In September, Continental and United struck an agreement with Ohio Attorney General Richard Cordray to maintain certain flight levels at Hopkins for five years.
The agreement binds United to maintaining 90 percent of its premerger flights out of Hopkins for two years. Terms for the remaining three years are imprecise, depending on an undefined measurement of "segment profitability."
Smisek said Wednesday that the agreement "has nothing to do with our commitment to Cleveland. We're committed to Cleveland with or without an agreement."
The former chief executive of Continental became CEO of the merged airline when the deal closed Oct. 1. He was in Cleveland to visit with Continental employees at Hopkins and to speak at Jones Day, which has had Continental as a major client for years and led its legal team in merger negotiations.
Smisek said he would like to restore a nonstop flight out of Hopkins to an international destination. But he noted the airport's spotty record when it comes to trans-Atlantic attempts.
Continental launched service in 1999 between Cleveland and London's Gatwick Airport, an inconvenient airport for travelers since Gatwick is more than an hour by taxi or 35 minutes by train from central London. Continental tried nonstops from Cleveland to Paris over the 2008 summer. It lasted one season. So did 2009 nonstop service to London's more central airport, Heathrow.

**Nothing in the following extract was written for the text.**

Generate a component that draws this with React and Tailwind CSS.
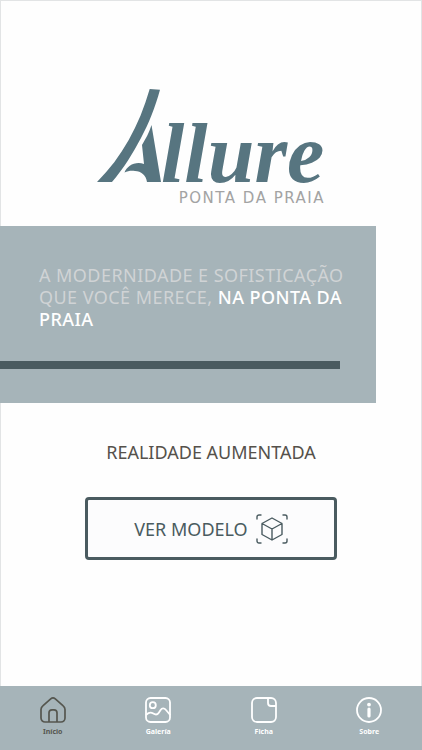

"I learn from my mistakes," Smisek said.
Having an enthusiastic workforce is the way to hang on to the good customer service for which Continental has been known, Smisek told the gathering of lawyers, business and civic leaders.

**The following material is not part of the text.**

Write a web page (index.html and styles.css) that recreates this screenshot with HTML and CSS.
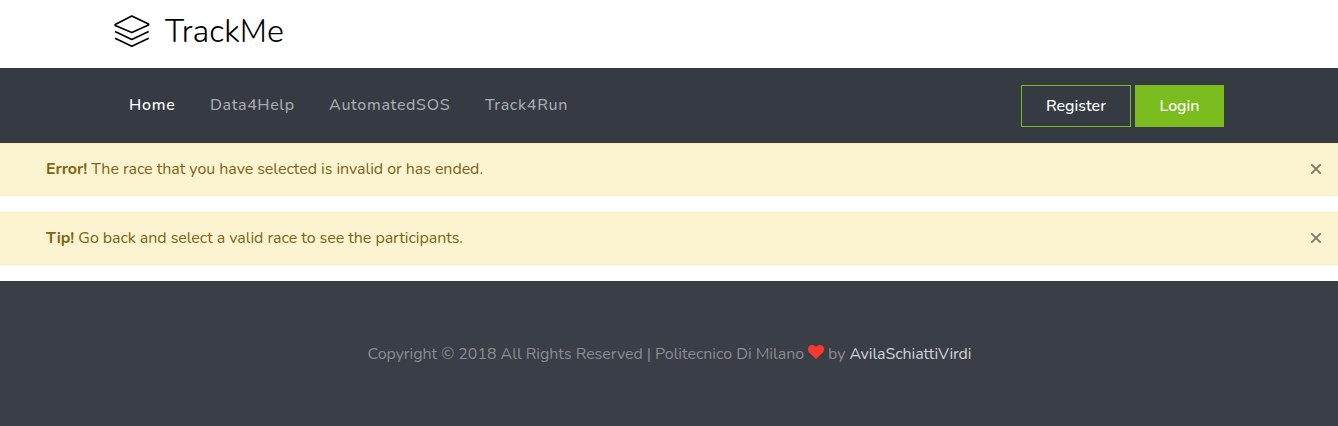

He was responding to a business traveler who said Continental's frequent fliers were "terrified" that service on the combined airline would erode to the level at United, which was staffed with unhappy employees who absorbed big pay and benefits cuts -- and lost 25 percent of their colleagues to layoffs -- during the airline's nearly three-year bankruptcy.

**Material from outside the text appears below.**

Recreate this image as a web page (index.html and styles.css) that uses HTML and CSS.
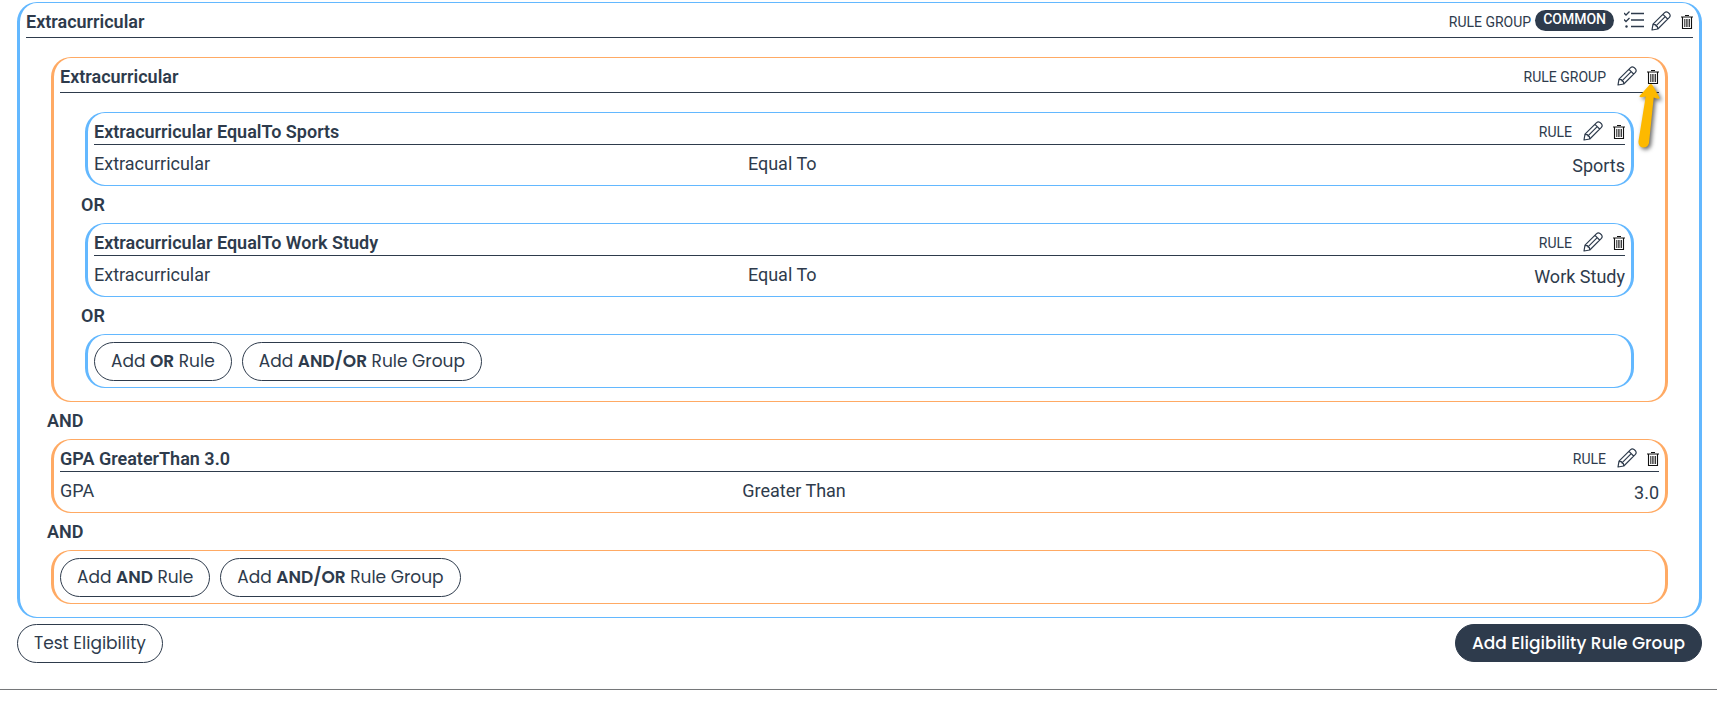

"What you have to do is develop a culture, a workplace, where people enjoy coming to work each day," Smisek said. "Nobody gets up in the morning and says, 'You know what I want to do? I want to do a crappy job today.' "
Part of employee contentment will be to "share the wealth," which Smisek joked may sound like something of an oxymoron from a perennially money-losing industry. Since January, though, thanks to capacity cuts and moderating fuel costs, airlines have been posting profits.